Understanding the C Tool Chain

I find that in today’s age of IDEs like Visual Studio, Eclipse, Code Blocks, etc., that many developers get hung up on linker issues. This is completely understandable as many languages have moved away from the compiler/linker paradigm toward single compilation units or virtual machine code. Also, these modern development environments hide many of the steps that it takes to get a working executable out of working code. The result is that most of the C developers I run into are very familiar and are even experts in the C language itself, but unexpectedly struggle when presented with a build configuration issue. For that reason, I would like to explain the C Tool Chain from my perspective. There are many other resources out there on this topic, but my hope is that some people would benefit from my explanation.

Let’s start with the compiler. They come in many different names and forms. For example “cl” is the C/C++ compiler for Windows. You probably never knew what it was called because Visual Studio calls it for you. Don’t be insulted, you are in good company. On Linux systems it is “gcc”. They do about the same thing. Their output format is close (they both create x86 or x86_64 bit code). You also have the up and coming Clang Compiler called “clang”. Clang runs on both Window and Linux. You may have also heard of MinGW. MinGW is the Linux “gcc” built for windows (with some extra Linux stuff). If you are developing for an embedded system you probably have used the Tasking compiler or have had to cross compile code for Arm.

The high level idea behind compilers is pretty simple. You put a C file in and then an object file pops out. There are some things you probably have to configure first, but I’ll leave that for a different blog post. But what is the object file? Can you run it? The answer is no, you can’t run it. The object file is full of executable byte code, but it is not a completed executable.

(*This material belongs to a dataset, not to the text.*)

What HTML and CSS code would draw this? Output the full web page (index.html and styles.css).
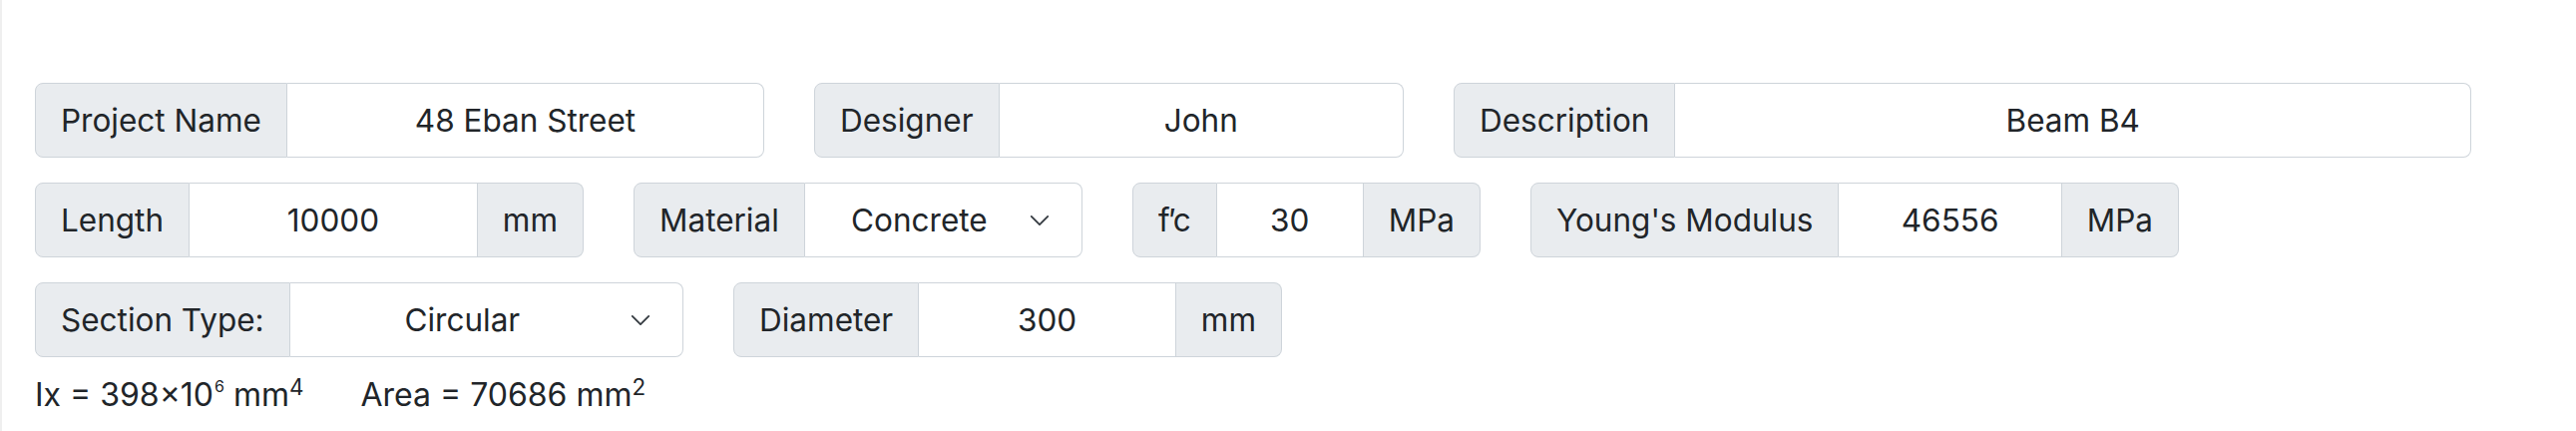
FILE: index.html
```html
<!DOCTYPE html>
<html lang="en">
<head>
    <meta charset="UTF-8">
    <meta name="viewport" content="width=device-width, initial-scale=1.0">
    <title>Beam Section</title>
    <link rel="stylesheet" href="styles.css">
</head>
<body>
    <div class="page">
        <div class="row">
            <div class="group g-project">
                <span class="addon">Project Name</span>
                <input class="field" type="text" value="48 Eban Street">
            </div>
            <div class="group g-designer">
                <span class="addon">Designer</span>
                <input class="field" type="text" value="John">
            </div>
            <div class="group g-desc">
                <span class="addon">Description</span>
                <input class="field" type="text" value="Beam B4">
            </div>
        </div>

        <div class="row">
            <div class="group g-length">
                <span class="addon">Length</span>
                <input class="field" type="text" value="10000">
                <span class="addon unit">mm</span>
            </div>
            <div class="group g-material">
                <span class="addon">Material</span>
                <div class="select">
                    Concrete
                    <svg class="chevron" viewBox="0 0 16 16" width="22" height="22"><path d="M2 5l6 6 6-6" fill="none" stroke="#343a40" stroke-width="1.3" stroke-linecap="round" stroke-linejoin="round"/></svg>
                </div>
            </div>
            <div class="group g-fc">
                <span class="addon">f<span class="prime">&prime;</span>c</span>
                <input class="field" type="text" value="30">
                <span class="addon unit">MPa</span>
            </div>
            <div class="group g-young">
                <span class="addon">Young's Modulus</span>
                <input class="field" type="text" value="46556">
                <span class="addon unit">MPa</span>
            </div>
        </div>

        <div class="row">
            <div class="group g-section">
                <span class="addon">Section Type:</span>
                <div class="select">
                    Circular
                    <svg class="chevron" viewBox="0 0 16 16" width="22" height="22"><path d="M2 5l6 6 6-6" fill="none" stroke="#343a40" stroke-width="1.3" stroke-linecap="round" stroke-linejoin="round"/></svg>
                </div>
            </div>
            <div class="group g-diameter">
                <span class="addon">Diameter</span>
                <input class="field" type="text" value="300">
                <span class="addon unit">mm</span>
            </div>
        </div>

        <div class="props">
            <span>Ix = 398×10<sup class="exp">6</sup> mm<sup>4</sup></span>
            <span>Area = 70686 mm<sup>2</sup></span>
        </div>
    </div>
</body>
</html>
```

FILE: styles.css
```css
* {
    margin: 0;
    padding: 0;
    box-sizing: border-box;
}

body {
    font-family: Inter, "Noto Sans", sans-serif;
    color: #212529;
    background: #fff;
}

.page {
    border-left: 2px solid #efefef;
    height: 432px;
    padding: 83px 0 0 33px;
}

.row {
    display: flex;
    gap: 50px;
    margin-bottom: 25px;
}

.group {
    display: flex;
    height: 75px;
    font-size: 31.5px;
}

.addon {
    display: flex;
    align-items: center;
    justify-content: center;
    padding: 0 25px;
    background: #e9ecef;
    border: 1px solid #ced4da;
    white-space: nowrap;
}

.addon:first-child {
    border-radius: 8px 0 0 8px;
}

.addon:last-child {
    border-radius: 0 8px 8px 0;
}

.prime {
    margin: 0 -3px 0 -1px;
}

.field,
.select {
    flex: 1;
    min-width: 0;
    background: #fff;
    border: 1px solid #ced4da;
    border-left: none;
    font: inherit;
    color: inherit;
    text-align: center;
    padding: 0 24px;
    outline: none;
}

.field:last-child,
.select:last-child {
    border-radius: 0 8px 8px 0;
}

.field + .addon {
    border-left: none;
}

.select {
    position: relative;
    display: flex;
    align-items: center;
    justify-content: center;
    padding: 0 72px 0 24px;
}

.chevron {
    position: absolute;
    right: 31px;
    top: 50%;
    margin-top: -11px;
}

.g-project { width: 731px; }
.g-designer { width: 591px; }
.g-desc { width: 1020px; }
.g-length { width: 550px; }
.g-material { width: 450px; }
.g-fc { width: 349px; }
.g-young { width: 650px; }
.g-section { width: 650px; }
.g-diameter { width: 550px; }

.props {
    display: flex;
    gap: 57px;
    font-size: 32px;
    line-height: 1.2;
    margin-top: -6px;
}

.props sup {
    font-size: 0.7em;
    line-height: 0;
    position: relative;
    top: -0.5em;
    vertical-align: baseline;
}

.props sup.exp {
    font-size: 0.5em;
    top: -0.85em;
    margin-left: 1px;
}
```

Let’s look at the Hello World program. In the “main” function you are calling the “printf” function to write text to “stdout” (Standard Output). Note, that you are not writing the “printf” function here. The “printf” function lives someplace else. Most programmers would tell you that you need to add “#include <stdio.h>” to the top of your file to get access to the “printf” function. That is not true, but it is good practice. Try it out yourself some time, you will need to ignore warnings. So “printf” does not live in the “stdio.h” include file. Therefore the compiler cannot build you a run-able file with the information you have given it. Instead it does the next best thing. It leaves a note for whoever gets the file next saying “Hey, they wanted to call this function named ’printf’ but I have no idea what address ‘printf’ is at. If you find out, here is where the code needs to be updated. Good Luck”. Every object file has a list of functions and global variables that it can’t find the address for. Every object file also has a list of functions and global variables that it has the address for. These lists are called a symbol table.

Now, let’s look at the linker. The input to the linker is a list of object files, and the linker outputs an executable. At this point you can probably figure out what the linker is doing. It is building a huge list of symbols from all the object files. Then it is piecing all the byte code together and is updating all the address of all the previously unknown symbols. Finally, it puts all of that into a container that your operating system can run.

“But wait,” I can hear you ask, “What about the ‘printf’ function in the hello world example. I didn’t provide an object file with that definition to the linker?”. You are absolutely right! You did not. This is where things get a bit tricky. The linker knows some things automatically based on the system it is installed on. It, by default, will always link against the operating systems objects. This is why your object file will be small, but for some reason the final executable is strangely large. The linker is secretly throwing in a bunch of code from your operating system and the standard library (maybe I will talk about this in another blog post).

Hopefully you found this information useful. I suggest looking for some diagrams for this process on the internet. I also suggest building a 2 C file project on your own, without the aid of Visual Studio or Make. You should be able to get it done in no more than 3 commands.